1.6 What is the best way to add new reports to Drupal--while minimizing the impact on the client's staff?
1.7 If we want to index all of the documents in a specific file directory (e.g. TIFF images of scanned documents), can we do this directly with SOLR, or do we need Nutch? (I realize TIFFS are quite legacy but in this instance conversion to PDF is not an option.)
1.8 Regarding question 1.7, is there an easy way to convert TIFF files into searchable PDFs for use with SOLR?
SCENARIO BETA - DRUPAL <-> SOLR <-> MULTIPLE LEGACY SITES
We are implementing a Drupal site in organization which has many departments. Each of the departments currently have their own legacy sites.
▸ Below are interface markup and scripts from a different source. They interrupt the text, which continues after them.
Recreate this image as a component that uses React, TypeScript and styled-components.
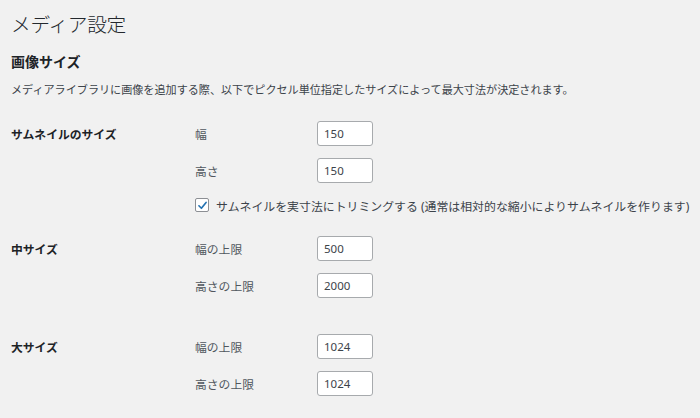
import styled, { createGlobalStyle } from 'styled-components';

const GlobalStyle = createGlobalStyle`
  html, body {
    margin: 0;
    padding: 0;
    background: #f1f1f1;
  }
  body {
    font-family: "Noto Sans", "Noto Sans CJK JP", sans-serif;
    color: #3c434a;
  }
`;

const Wrap = styled.div`
  padding: 12px 10px 0 11px;
`;

const Title = styled.h1`
  margin: 0;
  font-size: 19.7px;
  line-height: 25px;
  font-weight: 300;
  color: #23282d;
  letter-spacing: -0.3px;
`;

const SectionTitle = styled.h2`
  margin: 15px 0 0;
  font-size: 14px;
  line-height: 20px;
  font-weight: 700;
  color: #1d2327;
`;

const Description = styled.p`
  margin: 10px 0 0;
  font-size: 11.1px;
  line-height: 16px;
  color: #3c434a;
`;

const Table = styled.div`
  margin-top: 23px;
  display: flex;
  flex-direction: column;
`;

const Row = styled.div<{ $space: number }>`
  display: grid;
  grid-template-columns: 184px 1fr;
  padding-bottom: ${({ $space }) => $space}px;
`;

const RowLabel = styled.div`
  height: 25px;
  display: flex;
  align-items: center;
  font-size: 11.8px;
  font-weight: 700;
  color: #1d2327;
`;

const Fields = styled.div`
  display: flex;
  flex-direction: column;
  gap: 12px;
`;

const Field = styled.label`
  display: flex;
  align-items: center;
  height: 25px;
`;

const FieldName = styled.span`
  width: 122px;
  font-size: 11.8px;
  color: #50575e;
`;

const NumberInput = styled.input`
  box-sizing: border-box;
  width: 56px;
  height: 25px;
  padding: 0 6px;
  border: 1px solid #a7aaad;
  border-radius: 3px;
  background: #fff;
  font-family: "Noto Sans", sans-serif;
  font-size: 11.5px;
  color: #3c434a;
  outline: none;
`;

const CheckLine = styled.label`
  display: flex;
  align-items: center;
  height: 20px;
  gap: 7px;
  font-size: 11.9px;
  color: #3c434a;
  white-space: nowrap;
`;

const Box = styled.span`
  box-sizing: border-box;
  width: 14px;
  height: 14px;
  border: 1px solid #8c8f94;
  border-radius: 2px;
  background: #fff;
  display: flex;
  align-items: center;
  justify-content: center;
`;

type Dim = { name: string; value: string };

const sizes: { label: string; fields: Dim[]; crop?: boolean; space: number }[] = [
  {
    label: 'サムネイルのサイズ',
    fields: [
      { name: '幅', value: '150' },
      { name: '高さ', value: '150' },
    ],
    crop: true,
    space: 21,
  },
  {
    label: '中サイズ',
    fields: [
      { name: '幅の上限', value: '500' },
      { name: '高さの上限', value: '2000' },
    ],
    space: 36,
  },
  {
    label: '大サイズ',
    fields: [
      { name: '幅の上限', value: '1024' },
      { name: '高さの上限', value: '1024' },
    ],
    space: 0,
  },
];

const App = () => (
  <>
    <GlobalStyle />
    <Wrap>
      <Title>メディア設定</Title>
      <SectionTitle>画像サイズ</SectionTitle>
      <Description>
        メディアライブラリに画像を追加する際、以下でピクセル単位指定したサイズによって最大寸法が決定されます。
      </Description>
      <Table>
        {sizes.map((s) => (
          <Row key={s.label} $space={s.space}>
            <RowLabel>{s.label}</RowLabel>
            <Fields>
              {s.fields.map((f) => (
                <Field key={f.name}>
                  <FieldName>{f.name}</FieldName>
                  <NumberInput defaultValue={f.value} />
                </Field>
              ))}
              {s.crop && (
                <CheckLine>
                  <Box>
                    <svg width="11" height="11" viewBox="0 0 20 20">
                      <path
                        d="M3.5 10.5 L8 15 L16.5 4.5"
                        fill="none"
                        stroke="#2271b1"
                        strokeWidth="3"
                        strokeLinecap="round"
                        strokeLinejoin="round"
                      />
                    </svg>
                  </Box>
                  サムネイルを実寸法にトリミングする (通常は相対的な縮小によりサムネイルを作ります)
                </CheckLine>
              )}
            </Fields>
          </Row>
        ))}
      </Table>
    </Wrap>
  </>
);

export default App;
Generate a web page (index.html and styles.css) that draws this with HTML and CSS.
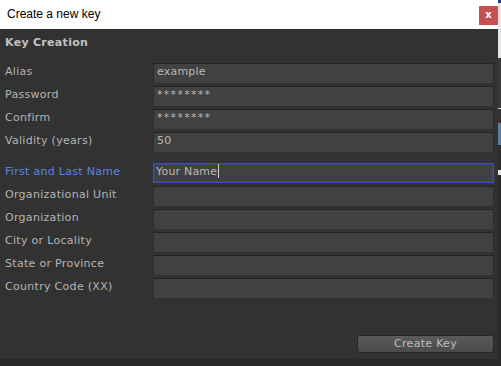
FILE: index.html
```html
<!DOCTYPE html>
<html lang="en">
<head>
  <meta charset="UTF-8" />
  <title>Create a new key</title>
  <link rel="stylesheet" href="styles.css">
</head>
<body>

<div class="desktop">
  <div class="window">
    <!-- Titelleiste -->
    <div class="titlebar">
      <span class="title">Create a new key</span>
      <div class="close" aria-label="Close">x</div>
    </div>

    <div class="content">
      <div class="section-title">Key Creation</div>

      <div class="row">
        <label>Alias</label>
        <div class="field">example</div>
      </div>
      <div class="row">
        <label>Password</label>
        <div class="field secret">********</div>
      </div>
      <div class="row">
        <label>Confirm</label>
        <div class="field secret">********</div>
      </div>
      <div class="row">
        <label>Validity (years)</label>
        <div class="field">50</div>
      </div>

      <div class="row spaced">
        <label class="active">First and Last Name</label>
        <div class="field focused">Your Name<span class="caret"></span></div>
      </div>
      <div class="row">
        <label>Organizational Unit</label>
        <div class="field"></div>
      </div>
      <div class="row">
        <label>Organization</label>
        <div class="field"></div>
      </div>
      <div class="row">
        <label>City or Locality</label>
        <div class="field"></div>
      </div>
      <div class="row">
        <label>State or Province</label>
        <div class="field"></div>
      </div>
      <div class="row">
        <label>Country Code (XX)</label>
        <div class="field"></div>
      </div>

      <div class="actions">
        <button class="btn">Create Key</button>
      </div>
    </div>

    <div class="bottom-edge"></div>
  </div>

  <!-- Fenster dahinter, schmaler Rand -->
  <div class="behind"></div>
</div>

</body>
</html>
```

FILE: styles.css
```css
* {
  box-sizing: border-box;
}
body {
  margin: 0;
  background: #2b2b2b;
  font-family: "DejaVu Sans", sans-serif;
  font-size: 11px;
}

.desktop {
  display: flex;
  height: 366px;
  width: 501px;
}

.window {
  width: 498px;
  display: flex;
  flex-direction: column;
}

.behind {
  width: 3px;
  background: linear-gradient(to bottom,
    #1b3c9a 0, #1b3c9a 3px,
    #e6e6e6 3px, #e6e6e6 58px,
    #3a3a3a 58px, #3a3a3a 108px,
    #d0d0d0 108px, #d0d0d0 109px,
    #333 109px, #333 123px,
    #5d7ea6 123px, #5d7ea6 145px,
    #2c2c2c 145px, #2c2c2c 170px,
    #e0e0e0 170px, #e0e0e0 175px,
    #2a2a2a 175px);
}

/* Titelleiste */
.titlebar {
  height: 29px;
  background: #fff;
  display: flex;
  align-items: flex-start;
  justify-content: space-between;
  padding-left: 7px;
}
.title {
  font-family: "Liberation Sans", Arial, sans-serif;
  font-size: 12px;
  color: #000;
  line-height: 16px;
  margin-top: 6px;
}
.close {
  width: 19px;
  height: 19px;
  margin-top: 6px;
  background: #c75050;
  color: #fff;
  font-family: "DejaVu Sans", sans-serif;
  font-weight: bold;
  font-size: 10px;
  line-height: 17px;
  text-align: center;
}

/* Inhalt */
.content {
  flex: 1;
  background: #323232;
  padding: 0 4px 0 5px;
  display: flex;
  flex-direction: column;
}

.section-title {
  font-weight: bold;
  color: #c2c2c2;
  line-height: 16px;
  padding-top: 6px;
  margin-bottom: 12px;
  letter-spacing: 0.3px;
}

.row {
  display: grid;
  grid-template-columns: 148px 1fr;
  height: 20px;
  margin-bottom: 3px;
}
.row.spaced {
  margin-top: 8px;
}
.row label {
  color: #b4b4b4;
  line-height: 16px;
  padding-top: 1px;
  letter-spacing: 0.3px;
  white-space: nowrap;
}
.row label.active {
  color: #5a86ea;
}

.field {
  background: #414141;
  border-top: 1px solid #242424;
  border-left: 1px solid #2e2e2e;
  border-right: 1px solid #2e2e2e;
  color: #b8b8b8;
  line-height: 16px;
  padding-left: 3px;
  letter-spacing: 0.2px;
  white-space: nowrap;
}
.field.secret {
  letter-spacing: 1.3px;
}
.field.focused {
  border: 1px solid #3550c8;
  box-shadow: inset 0 0 0 1px rgba(53, 80, 200, 0.35);
  padding-left: 2px;
}
.caret {
  display: inline-block;
  width: 1px;
  height: 14px;
  background: #d0d0d0;
  vertical-align: -3px;
  margin-left: 1px;
}

.actions {
  margin-top: auto;
  display: flex;
  justify-content: flex-end;
  padding-bottom: 6px;
}
.btn {
  width: 137px;
  height: 18px;
  border: 1px solid #262626;
  border-radius: 3px;
  background: linear-gradient(to bottom, #5a5a5a, #4b4b4b);
  color: #bdbdbd;
  font-family: "DejaVu Sans", sans-serif;
  font-size: 11px;
  line-height: 14px;
  padding: 0;
  letter-spacing: 0.3px;
}

.bottom-edge {
  height: 7px;
  background: #292929;
}
```
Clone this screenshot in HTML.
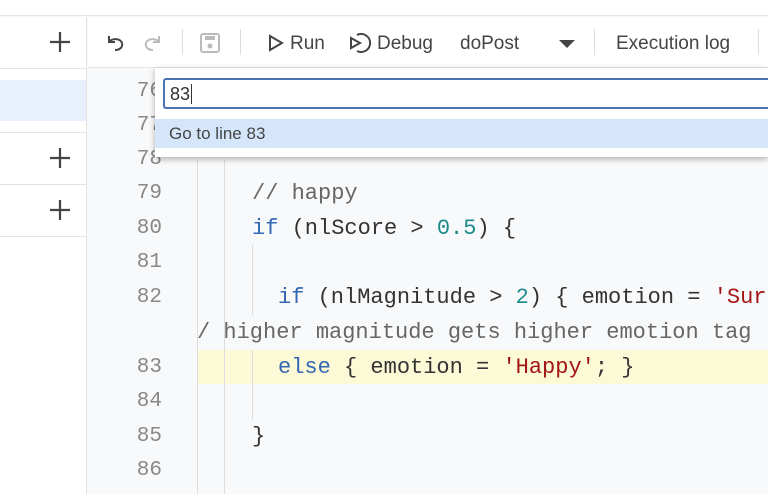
<!DOCTYPE html>
<html><head><style>
*{margin:0;padding:0;box-sizing:border-box}
html,body{overflow:hidden}
body{width:768px;height:494px;overflow:hidden;background:#f8f9fa;font-family:"Liberation Sans",sans-serif;position:relative}
.abs{position:absolute}
.tb{position:absolute;top:33px;font-size:19px;color:#444}
.ln{position:absolute;left:100px;width:62px;text-align:right;font-family:"Liberation Mono",monospace;font-size:21px;color:#888}
.code{position:absolute;font-family:"Liberation Mono",monospace;font-size:22px;color:#333;white-space:pre;overflow:hidden;right:0}
.kw{color:#3367b3}.num{color:#1c8a8a}.str{color:#a31515}.cm{color:#666}
</style></head><body>
<div class="abs" style="left:0;top:0;width:768px;height:16px;background:#fff;border-bottom:1px solid #e6e6e6"></div>
<div class="abs" style="left:0;top:17px;width:87px;height:477px;background:#fff;border-right:1px solid #e3e3e3"></div>
<div class="abs" style="left:0;top:68px;width:87px;height:1px;background:#e3e3e3"></div>
<div class="abs" style="left:0;top:80px;width:86px;height:41px;background:#e8f0fe"></div>
<div class="abs" style="left:0;top:132px;width:86px;height:1px;background:#e3e3e3"></div>
<div class="abs" style="left:0;top:184px;width:86px;height:1px;background:#e3e3e3"></div>
<div class="abs" style="left:0;top:236px;width:86px;height:1px;background:#e3e3e3"></div>
<svg class="abs" style="left:48px;top:30px" width="24" height="24"><path d="M12 2v20M2 12h20" stroke="#444" stroke-width="2.2"/></svg>
<svg class="abs" style="left:48px;top:146px" width="24" height="24"><path d="M12 2v20M2 12h20" stroke="#444" stroke-width="2.2"/></svg>
<svg class="abs" style="left:48px;top:198px" width="24" height="24"><path d="M12 2v20M2 12h20" stroke="#444" stroke-width="2.2"/></svg>
<div class="abs" style="left:88px;top:17px;width:680px;height:51px;background:#fff;border-bottom:1px solid #e6e6e6"></div>
<svg class="abs" style="left:104px;top:32px" width="22" height="22"><path d="M5 4v6h6M5 10 C8 6 16 6 18 11 C19 15 16 18 11 18" fill="none" stroke="#444" stroke-width="2"/></svg>
<svg class="abs" style="left:142px;top:32px" width="22" height="22"><path d="M17 4v6h-6M17 10 C14 6 6 6 4 11 C3 15 6 18 11 18" fill="none" stroke="#bbb" stroke-width="2"/></svg>
<div class="abs" style="left:182px;top:29px;width:1px;height:26px;background:#ddd"></div>
<svg class="abs" style="left:199px;top:32px" width="22" height="22"><rect x="2" y="2" width="18" height="18" rx="2" fill="none" stroke="#bbb" stroke-width="2"/><rect x="6" y="4" width="10" height="4" fill="#bbb"/><circle cx="11" cy="14" r="2.5" fill="#bbb"/></svg>
<div class="abs" style="left:240px;top:29px;width:1px;height:26px;background:#ddd"></div>
<svg class="abs" style="left:268px;top:34px" width="16" height="18"><path d="M2 2L14 9L2 16Z" fill="none" stroke="#444" stroke-width="2"/></svg>
<div class="tb" style="left:290px">Run</div>
<svg class="abs" style="left:348px;top:31px" width="24" height="24"><path d="M9 4A9 9 0 1 1 9 20" fill="none" stroke="#444" stroke-width="2"/><path d="M3 7L12 12L3 17Z" fill="none" stroke="#444" stroke-width="2"/></svg>
<div class="tb" style="left:377px">Debug</div>
<div class="tb" style="left:460px">doPost</div>
<svg class="abs" style="left:558px;top:39px" width="18" height="10"><path d="M1 1H17L9 9Z" fill="#444"/></svg>
<div class="abs" style="left:594px;top:29px;width:1px;height:26px;background:#ddd"></div>
<div class="tb" style="left:616px">Execution log</div>
<div class="abs" style="left:758px;top:29px;width:1px;height:26px;background:#ddd"></div>
<div class="abs" style="left:197px;top:350px;width:571px;height:34px;background:#fcf9d6"></div>
<div class="abs" style="left:197px;top:160px;width:1px;height:334px;background:#ddd"></div>
<div class="abs" style="left:224px;top:160px;width:1px;height:334px;background:#ddd"></div>
<div class="abs" style="left:252px;top:245px;width:1px;height:70px;background:#ddd"></div>
<div class="abs" style="left:252px;top:350px;width:1px;height:70px;background:#ddd"></div>
<div class="ln" style="top:80px">76</div>
<div class="ln" style="top:114px">77</div>
<div class="ln" style="top:148px">78</div>
<div class="ln" style="top:182px">79</div>
<div class="ln" style="top:217px">80</div>
<div class="ln" style="top:251px">81</div>
<div class="ln" style="top:286px">82</div>
<div class="ln" style="top:356px">83</div>
<div class="ln" style="top:390px">84</div>
<div class="ln" style="top:425px">85</div>
<div class="ln" style="top:459px">86</div>
<div class="code cm" style="left:252px;top:181px">// happy</div>
<div class="code" style="left:252px;top:216px"><span class="kw">if</span> (nlScore &gt; <span class="num">0.5</span>) {</div>
<div class="code" style="left:278px;top:285px"><span class="kw">if</span> (nlMagnitude &gt; <span class="num">2</span>) { emotion = <span class="str">'Surprised'</span></div>
<div class="code cm" style="left:197px;top:320px">/ higher magnitude gets higher emotion tag</div>
<div class="code" style="left:278px;top:355px"><span class="kw">else</span> { emotion = <span class="str">'Happy'</span>; }</div>
<div class="code" style="left:252px;top:424px">}</div>
<div class="abs" style="left:155px;top:68px;width:613px;height:89px;background:#fff;box-shadow:0 2px 6px rgba(0,0,0,.3)"></div>
<div class="abs" style="left:163px;top:78px;width:605px;height:31px;border:2px solid #4a73b5;border-right:none;border-radius:3px 0 0 3px;background:#fff"></div>
<div class="abs" style="left:170px;top:84px;font-size:18px;color:#333">83<span style="border-left:1px solid #333;margin-left:1px"></span></div>
<div class="abs" style="left:155px;top:119px;width:613px;height:29px;background:#d5e6fa"></div>
<div class="abs" style="left:169px;top:124px;font-size:17px;color:#444">Go to line 83</div>
</body></html>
The organization plans to utilize Apache SOLR as its primary search tool. The organization wants to be able to index both its Drupal site and its legacy sites and have the content from all sites appear in the search results within Drupal. However, the organization is running into some issues.
They have made some attempts to combine the [url removed, login to view] file that comes with Apache SOLR Search Integration as well as Nutch. While it appears the documents are indexing, they do not appear within Drupal.
We've read about issues with this approach that even once the schemas are combined, the lack of a true numeric ID from the Nutch documents still prevents Nutch documents from appearing in search results in Drupal.
2.1 Do we need to consider the possibility that the lack of a true numeric ID from the Nutch documents is preventing Nutch documents from appearing in Drupal? If so, h How do we get around this problem?
2.2 Another approach I've seen is to use a nightly build of Nutch 1.1 which allows customization of the schema that Nutch uses to push documents into Solr. Is this a better solution? What is the best way to setup this schema so that the search results show up in Drupal and the fields are mapped to the most appropriate places? Where is there a good listing of the available fields from Nutch and what they contain? Does the non numeric ID problem mentioned above also apply here?
2.3 How would this organization be able to combine content from both legacy and Drupal sites and have that information all appear in the search results?